━━━ Provided data
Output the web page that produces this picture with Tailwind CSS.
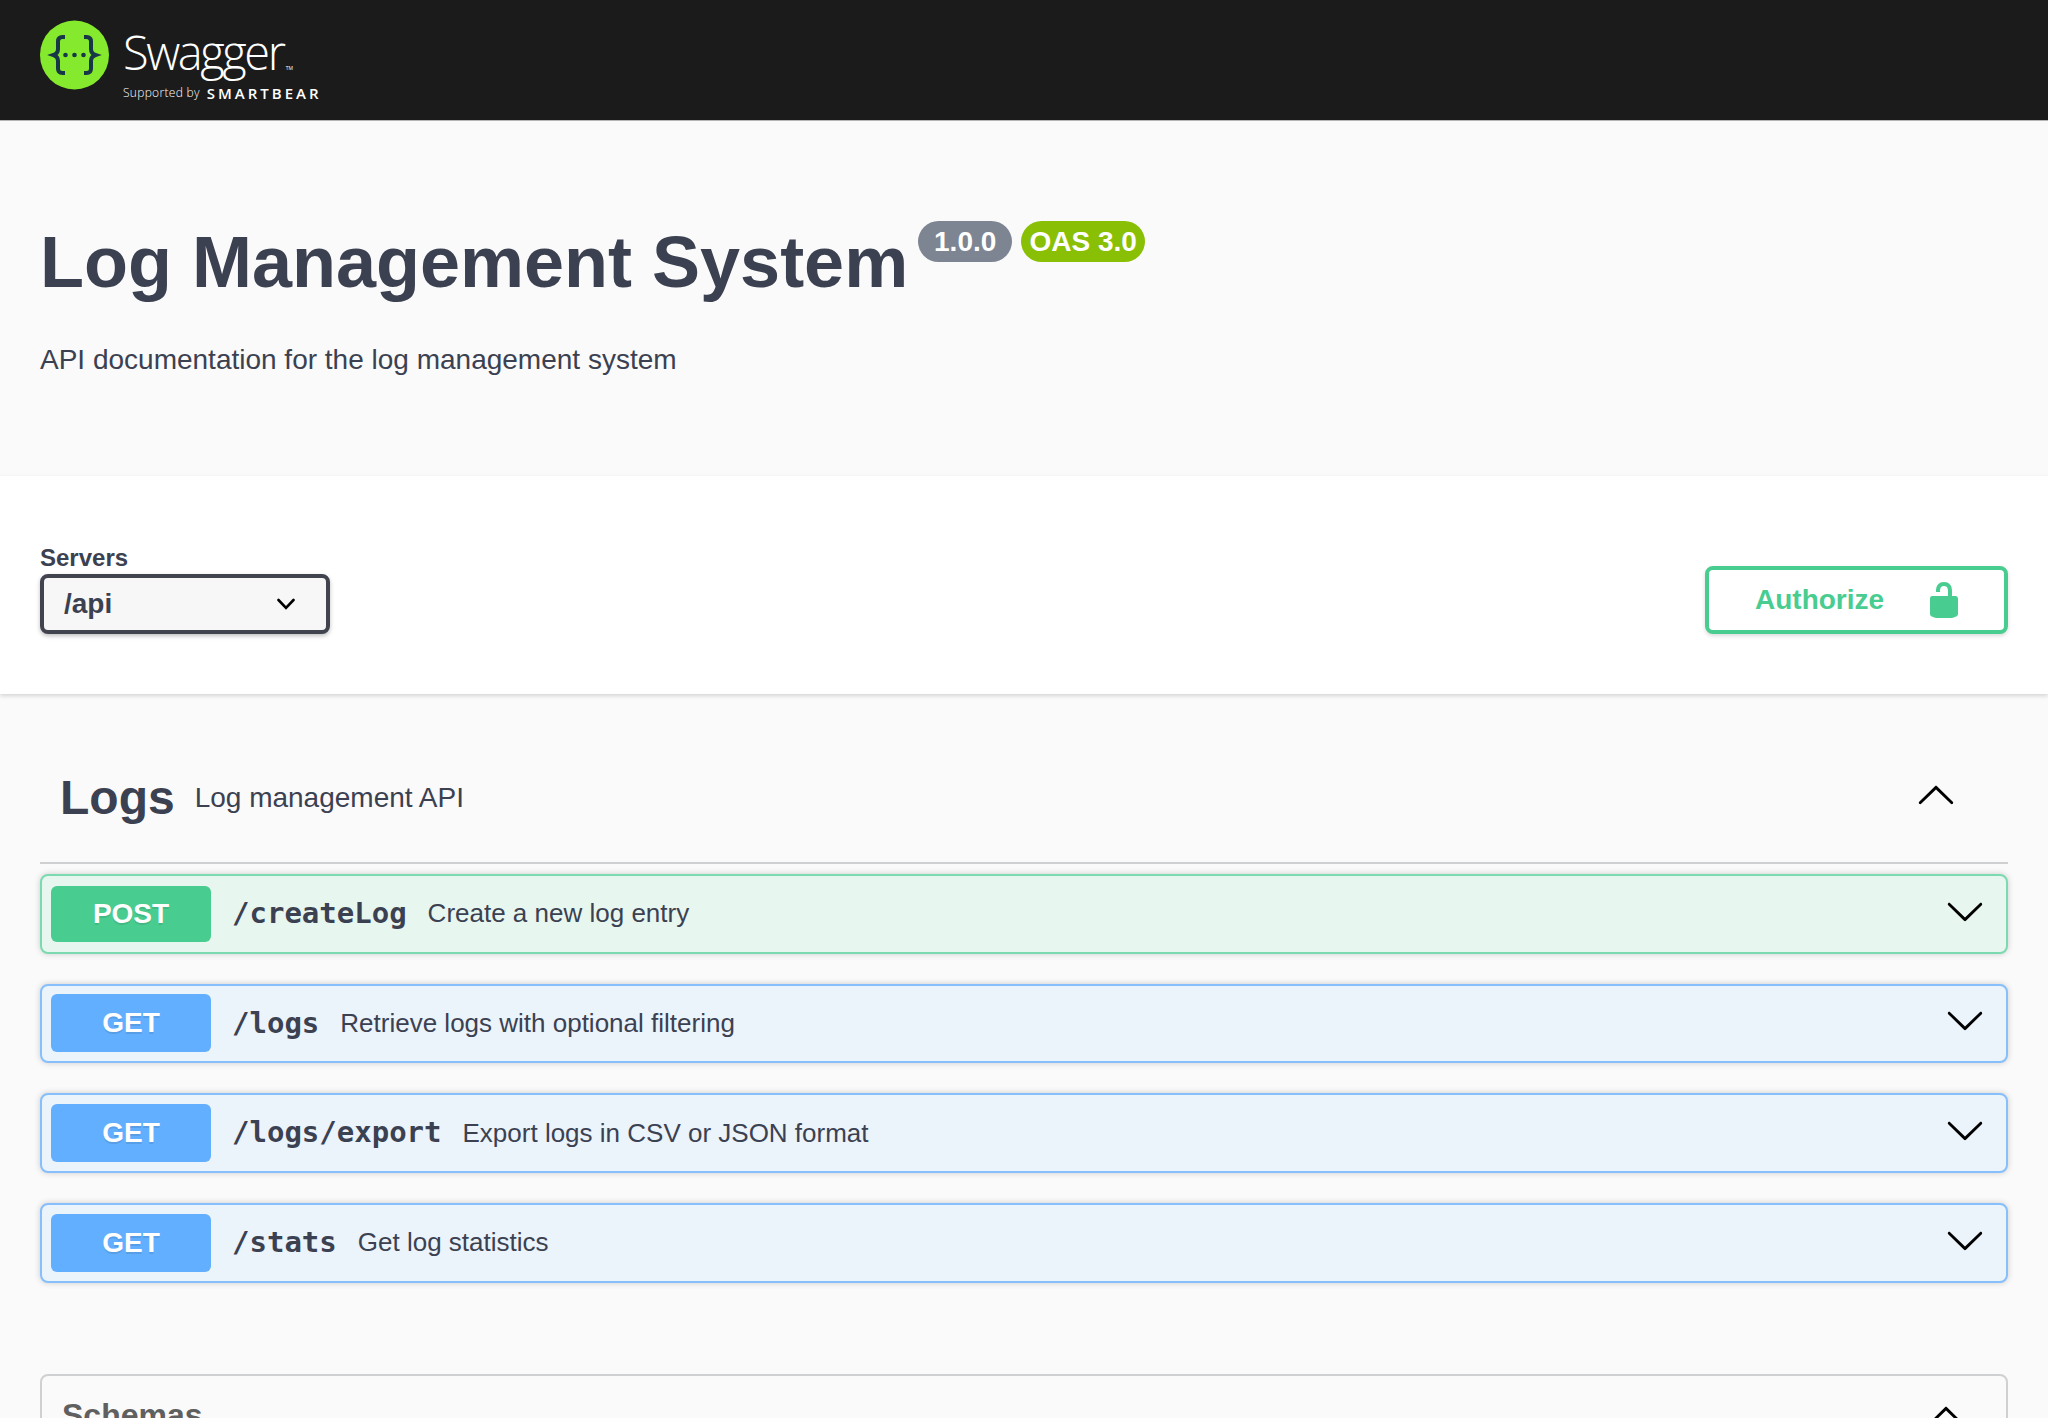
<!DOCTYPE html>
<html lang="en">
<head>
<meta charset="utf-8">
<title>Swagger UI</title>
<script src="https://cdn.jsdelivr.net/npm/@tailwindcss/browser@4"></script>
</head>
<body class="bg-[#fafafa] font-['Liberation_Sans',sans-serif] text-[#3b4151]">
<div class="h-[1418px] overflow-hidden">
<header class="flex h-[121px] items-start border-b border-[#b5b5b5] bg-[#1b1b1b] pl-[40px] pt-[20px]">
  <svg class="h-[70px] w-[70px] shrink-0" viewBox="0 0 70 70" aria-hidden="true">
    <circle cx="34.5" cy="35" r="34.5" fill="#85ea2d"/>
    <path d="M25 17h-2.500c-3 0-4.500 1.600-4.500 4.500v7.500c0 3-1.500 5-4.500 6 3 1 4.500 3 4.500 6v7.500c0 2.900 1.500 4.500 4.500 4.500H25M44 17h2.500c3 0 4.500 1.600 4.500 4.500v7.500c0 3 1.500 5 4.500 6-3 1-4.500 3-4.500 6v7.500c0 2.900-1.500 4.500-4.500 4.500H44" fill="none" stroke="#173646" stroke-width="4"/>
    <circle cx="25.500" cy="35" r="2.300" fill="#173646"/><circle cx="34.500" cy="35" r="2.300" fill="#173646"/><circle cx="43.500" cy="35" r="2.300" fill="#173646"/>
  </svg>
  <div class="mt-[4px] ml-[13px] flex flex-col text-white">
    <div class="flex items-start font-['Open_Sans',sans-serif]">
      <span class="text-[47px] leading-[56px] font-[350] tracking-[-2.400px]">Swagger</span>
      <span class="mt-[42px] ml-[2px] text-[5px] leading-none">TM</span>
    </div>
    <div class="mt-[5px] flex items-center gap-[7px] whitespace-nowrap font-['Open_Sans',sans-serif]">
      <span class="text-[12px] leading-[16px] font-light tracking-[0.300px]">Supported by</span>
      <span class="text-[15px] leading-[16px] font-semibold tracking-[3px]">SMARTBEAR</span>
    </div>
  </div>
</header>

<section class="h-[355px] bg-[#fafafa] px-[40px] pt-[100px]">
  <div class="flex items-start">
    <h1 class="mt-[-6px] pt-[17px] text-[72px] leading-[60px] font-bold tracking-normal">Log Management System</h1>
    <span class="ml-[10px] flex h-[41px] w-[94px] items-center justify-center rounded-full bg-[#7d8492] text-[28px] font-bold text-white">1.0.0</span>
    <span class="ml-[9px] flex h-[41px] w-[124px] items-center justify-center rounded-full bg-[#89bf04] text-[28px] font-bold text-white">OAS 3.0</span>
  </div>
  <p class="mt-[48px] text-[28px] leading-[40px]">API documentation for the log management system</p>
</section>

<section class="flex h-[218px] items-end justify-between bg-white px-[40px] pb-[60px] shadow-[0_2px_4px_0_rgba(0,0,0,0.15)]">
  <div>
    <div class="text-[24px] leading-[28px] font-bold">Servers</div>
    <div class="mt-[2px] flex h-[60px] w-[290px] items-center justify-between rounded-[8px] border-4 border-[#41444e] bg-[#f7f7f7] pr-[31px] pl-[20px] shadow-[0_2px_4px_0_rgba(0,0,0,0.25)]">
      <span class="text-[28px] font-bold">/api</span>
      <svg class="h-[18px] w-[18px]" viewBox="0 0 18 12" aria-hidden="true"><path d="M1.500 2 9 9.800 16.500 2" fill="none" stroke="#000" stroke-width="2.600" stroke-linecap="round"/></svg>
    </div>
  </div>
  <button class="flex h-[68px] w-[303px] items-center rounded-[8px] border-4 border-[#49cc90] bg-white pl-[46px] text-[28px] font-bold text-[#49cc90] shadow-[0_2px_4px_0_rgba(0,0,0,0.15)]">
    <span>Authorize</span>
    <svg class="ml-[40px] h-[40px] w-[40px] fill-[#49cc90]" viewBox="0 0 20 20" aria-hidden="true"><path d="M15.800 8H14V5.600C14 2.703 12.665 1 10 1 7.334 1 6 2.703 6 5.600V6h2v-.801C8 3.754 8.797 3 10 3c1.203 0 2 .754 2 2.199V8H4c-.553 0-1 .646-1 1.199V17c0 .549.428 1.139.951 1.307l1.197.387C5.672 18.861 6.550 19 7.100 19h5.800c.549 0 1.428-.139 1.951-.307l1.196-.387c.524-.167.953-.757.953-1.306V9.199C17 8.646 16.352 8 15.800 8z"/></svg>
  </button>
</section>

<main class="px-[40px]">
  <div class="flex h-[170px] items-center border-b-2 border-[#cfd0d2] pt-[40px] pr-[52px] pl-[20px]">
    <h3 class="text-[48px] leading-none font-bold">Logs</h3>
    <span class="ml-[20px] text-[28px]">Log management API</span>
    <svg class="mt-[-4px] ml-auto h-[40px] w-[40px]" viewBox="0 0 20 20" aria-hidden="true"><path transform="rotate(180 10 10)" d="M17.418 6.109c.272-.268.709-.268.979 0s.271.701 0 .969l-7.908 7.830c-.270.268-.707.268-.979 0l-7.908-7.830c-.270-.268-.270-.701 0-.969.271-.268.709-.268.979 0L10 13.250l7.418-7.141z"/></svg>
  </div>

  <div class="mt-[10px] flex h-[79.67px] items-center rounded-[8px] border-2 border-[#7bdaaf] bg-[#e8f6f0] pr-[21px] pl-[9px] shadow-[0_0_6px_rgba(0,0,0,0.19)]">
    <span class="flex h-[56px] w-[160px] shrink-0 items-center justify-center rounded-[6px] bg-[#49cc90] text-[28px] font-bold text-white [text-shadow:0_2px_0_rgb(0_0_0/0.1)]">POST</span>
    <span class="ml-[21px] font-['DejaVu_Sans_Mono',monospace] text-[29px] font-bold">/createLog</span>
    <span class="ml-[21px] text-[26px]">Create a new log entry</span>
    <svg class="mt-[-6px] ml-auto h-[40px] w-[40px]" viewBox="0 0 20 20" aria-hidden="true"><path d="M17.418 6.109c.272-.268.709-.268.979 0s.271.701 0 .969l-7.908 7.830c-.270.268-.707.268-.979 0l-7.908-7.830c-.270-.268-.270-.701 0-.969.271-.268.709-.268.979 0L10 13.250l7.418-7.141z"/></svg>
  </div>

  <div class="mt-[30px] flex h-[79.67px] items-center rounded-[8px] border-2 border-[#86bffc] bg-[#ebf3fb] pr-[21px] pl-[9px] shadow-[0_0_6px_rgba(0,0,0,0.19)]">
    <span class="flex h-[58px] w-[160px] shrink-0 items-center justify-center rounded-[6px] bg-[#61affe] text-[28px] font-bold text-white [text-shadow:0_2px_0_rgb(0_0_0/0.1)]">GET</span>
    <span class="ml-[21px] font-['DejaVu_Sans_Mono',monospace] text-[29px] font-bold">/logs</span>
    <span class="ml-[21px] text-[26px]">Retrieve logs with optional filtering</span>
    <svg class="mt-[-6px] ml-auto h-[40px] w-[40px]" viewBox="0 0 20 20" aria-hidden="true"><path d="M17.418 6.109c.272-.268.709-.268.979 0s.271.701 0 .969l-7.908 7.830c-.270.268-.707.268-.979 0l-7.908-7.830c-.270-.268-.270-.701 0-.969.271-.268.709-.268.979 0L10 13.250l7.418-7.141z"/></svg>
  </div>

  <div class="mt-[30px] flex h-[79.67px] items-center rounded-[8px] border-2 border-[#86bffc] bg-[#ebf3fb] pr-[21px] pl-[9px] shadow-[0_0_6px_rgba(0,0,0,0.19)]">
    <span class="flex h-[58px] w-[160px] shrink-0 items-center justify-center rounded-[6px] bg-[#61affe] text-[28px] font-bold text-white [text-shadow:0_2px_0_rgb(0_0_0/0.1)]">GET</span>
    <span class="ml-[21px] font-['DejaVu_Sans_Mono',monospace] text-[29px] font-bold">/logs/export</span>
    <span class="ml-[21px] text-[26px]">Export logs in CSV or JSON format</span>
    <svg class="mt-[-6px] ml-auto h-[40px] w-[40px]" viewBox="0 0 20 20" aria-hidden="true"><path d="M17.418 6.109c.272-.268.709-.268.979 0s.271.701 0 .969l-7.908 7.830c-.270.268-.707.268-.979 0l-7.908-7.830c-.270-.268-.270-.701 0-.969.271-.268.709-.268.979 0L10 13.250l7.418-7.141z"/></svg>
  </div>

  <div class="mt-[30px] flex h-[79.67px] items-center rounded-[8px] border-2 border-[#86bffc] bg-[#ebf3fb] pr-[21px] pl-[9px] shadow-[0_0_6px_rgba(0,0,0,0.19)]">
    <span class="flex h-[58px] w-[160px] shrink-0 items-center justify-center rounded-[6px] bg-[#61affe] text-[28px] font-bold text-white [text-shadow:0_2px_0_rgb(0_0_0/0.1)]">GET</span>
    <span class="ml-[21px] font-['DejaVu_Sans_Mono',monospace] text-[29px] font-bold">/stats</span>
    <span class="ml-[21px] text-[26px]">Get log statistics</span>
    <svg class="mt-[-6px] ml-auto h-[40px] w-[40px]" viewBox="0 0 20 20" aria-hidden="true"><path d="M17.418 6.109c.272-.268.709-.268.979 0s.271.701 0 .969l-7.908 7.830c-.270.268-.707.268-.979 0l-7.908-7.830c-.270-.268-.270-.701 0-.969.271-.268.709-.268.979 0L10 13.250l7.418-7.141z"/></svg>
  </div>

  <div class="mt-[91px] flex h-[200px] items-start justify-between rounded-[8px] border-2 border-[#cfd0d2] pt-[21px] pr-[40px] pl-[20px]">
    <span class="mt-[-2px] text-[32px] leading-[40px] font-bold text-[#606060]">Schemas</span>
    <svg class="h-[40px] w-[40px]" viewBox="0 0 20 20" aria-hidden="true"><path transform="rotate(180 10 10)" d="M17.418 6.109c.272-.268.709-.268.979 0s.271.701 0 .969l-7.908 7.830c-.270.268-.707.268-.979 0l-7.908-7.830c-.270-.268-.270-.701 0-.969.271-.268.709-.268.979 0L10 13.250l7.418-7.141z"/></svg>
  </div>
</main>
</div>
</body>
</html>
━━━━━━
Work instructions.
Copy out every line where the word "with" occurs.

Exercise response.
Output the web page that produces this picture with Tailwind CSS.
    <span class="ml-[21px] text-[26px]">Retrieve logs with optional filtering</span>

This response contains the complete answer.